First journal entry in years... pretty much literally, I'm sure.
Today we took him to get cremated. He was my darling boy for 13 years.
When I was pregnant with my first daughter, I had gotten him. I told him that he was going to have a sister. He would lay on my stomach, or next to my head. When she was born, I would put a small statue of Bastet next to her bed to protect her. When the statue wasn't there to watch her, anymore, Tybalt took up the slack, and watched over her, protectively. When she was three, she got a puppy, and when he accidentally knocked her on her butt, making her cry from shock, Tybalt chased that puppy on three legs while the fourth was in the air like a gatling gun, just "pawpawpawpawpawpawpawpawpaw!!!" He defended my daughters, he let them drag him around without so much as a growl in complaint.

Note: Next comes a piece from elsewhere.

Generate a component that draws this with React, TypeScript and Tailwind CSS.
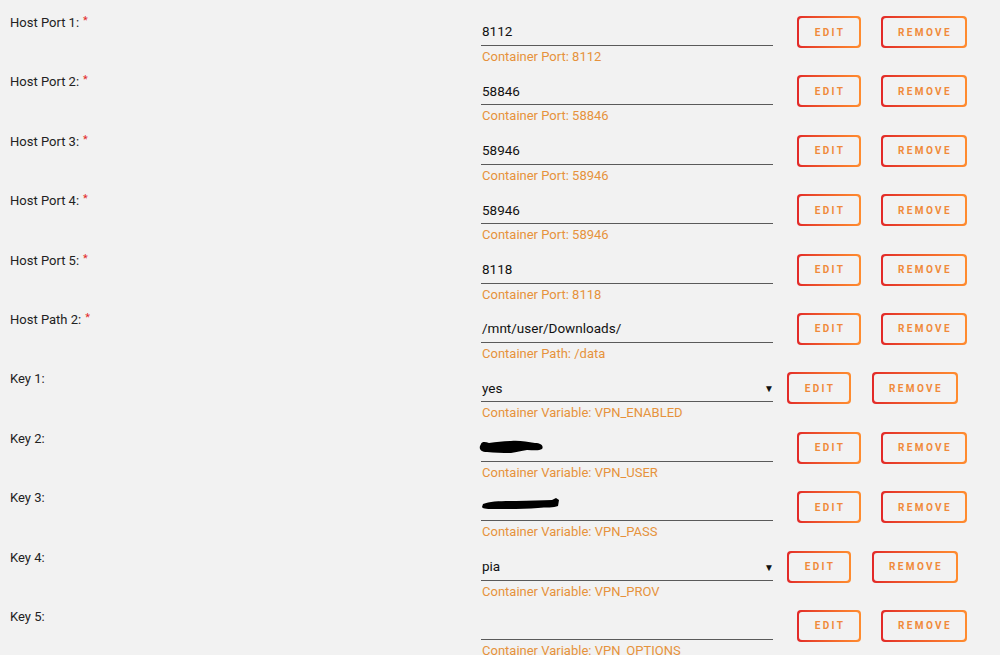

And to me, he was there. He knew when I needed to be comforted. It makes me feel like a failure. I should have known when I was needed. If I had gotten him to a vet earlier, he might still be alive. He had liver disease, and something up with his gallbladder. His vet said that there was hope... but that very night, when he was left to be taken care of... he died.
I miss him. I miss him, so much. So so much. I've been throwing myself into debate, even when the debate itself doesn't necessarily make sense. I need my brain to keep working and working to keep me from just breaking down.
I've seen him in places around the house, ghosts of places where I'm used to seeing him. I've written more about this topic in the past two days than I have written about...well, just about anything else. He was my baby boy, my little prince.